Linkup: The Best Way to Connect Your AI to the Internet

When it comes to web-connected AI, not all solutions are created equal. Here's how the numbers stack up:

Linkup establishes a new State of the Art result on SimpleQA with 90.10% with Linkup Deep Search. Kudos to Exa for finishing close to Linkup at 90.04%. Linkup’s Deep Search beats the comparable Perplexity Sonar Pro (90% vs. 86%) and Linkup’s Standard Search beats the comparable Perplexity Sonar (85% vs. 77%).

How did we do it? We believe Linkup was able to achieve superior performance through:

  1. Advanced Search: Our proprietary algorithms ensure more relevant and accurate web results

  2. Data integrations: Linkup integrates natively with data sources to return high quality information

  3. Real-time Processing: The Linkup infrastructure is real-time by design and can surface information from published less than a minute ago

We’ll share a bit more in an upcoming technical blog post.

Interestingly, all the models with a web connection perform much better than the models without. Grok 3, which was just released, scores 45%, while Tavily scores 73%.

In our view, web retrievers like Linkup and LLMs should not be opposed. They should be used together to build AI applications, solving real world problems. Whenever accuracy is critical, using a web retriever can significantly improve performance. The internet is indeed AI’s secret weapon.


Our Methodology

To evaluate our performance, we used OpenAI’s SimpleQA benchmark and F-Score definition. Our script can be found here.

We ran this script for our Linkup API both in ‘standard’ - the fastest- and ‘deep’- the most comprehensive- modes, the ‘deep’ mode scoring the higher result.

For the other APIs (e.g. Perplexity Sonar Pro), we used the performances officially published by each of the companies  (e.g. Perplexity) in blog posts or research papers. Sources can be found below.

The only exception to that is Tavily, which did not publish any results as far as we know. To measure their performance, we used the same script as we used to measure Linkup’s performance.

In this benchmark, we did not measure the performance of Deep Research Assistants like OpenAI’s Deep Researcher or Perplexity’s Deep Research, whose product behavior is less one of a web retriever and more of a report writing assistant, taking minutes to write long form reports.
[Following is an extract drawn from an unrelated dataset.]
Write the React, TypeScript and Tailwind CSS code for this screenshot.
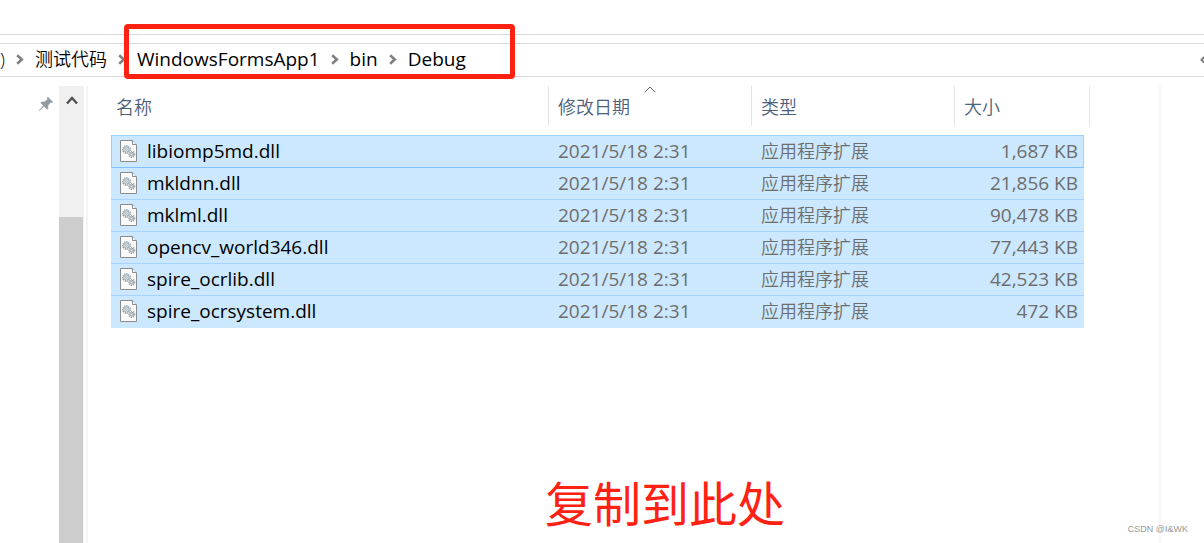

For this benchmark, we selected the top industry players we identified. If you believe we missed anyone, please let us know at contact@linkup.so.


Looking Forward

Linkup’s focus is to build the best search for AIs, to power applications and the new generation of AI agents. And this is already happening. Linkup's search technology has started to quietly transform how people work with information. 

The real story unfolds in offices and workspaces, where financial analysts uncover market trends in minutes rather than hours, and where customer service teams confidently answer complex questions on the fly. Teams using Linkup-powered apps are cutting their research time while actually improving their output - not because of flashy features, but because they're finding exactly what they need when they need it. There's something satisfying about seeing technology solve real problems, making Monday mornings a little smoother for people just trying to get their work done.


Get Started with Linkup

Ready to supercharge your AI with best-in-class web connectivity?

  1. Start building with Linkup for free!

  2. Join our community on Discord to connect with our team of engineers and AI researchers

  3. Follow us on X to stay up to date with our new releases


References and Sources

We used the AI-labs SimpleQA self-published performances, except for Tavily, for which we were not able to find one so we ran the evaluation ourselves: Exa, Perplexity, OpenAI, Google, Deepseek, Grok.


Appendix: About SimpleQA

SimpleQA is OpenAI's new benchmark for measuring AI factuality, featuring 4,326 questions across diverse topics including science, politics, arts, and technology. For complete details about SimpleQA methodology and implementation, visit OpenAI's documentation.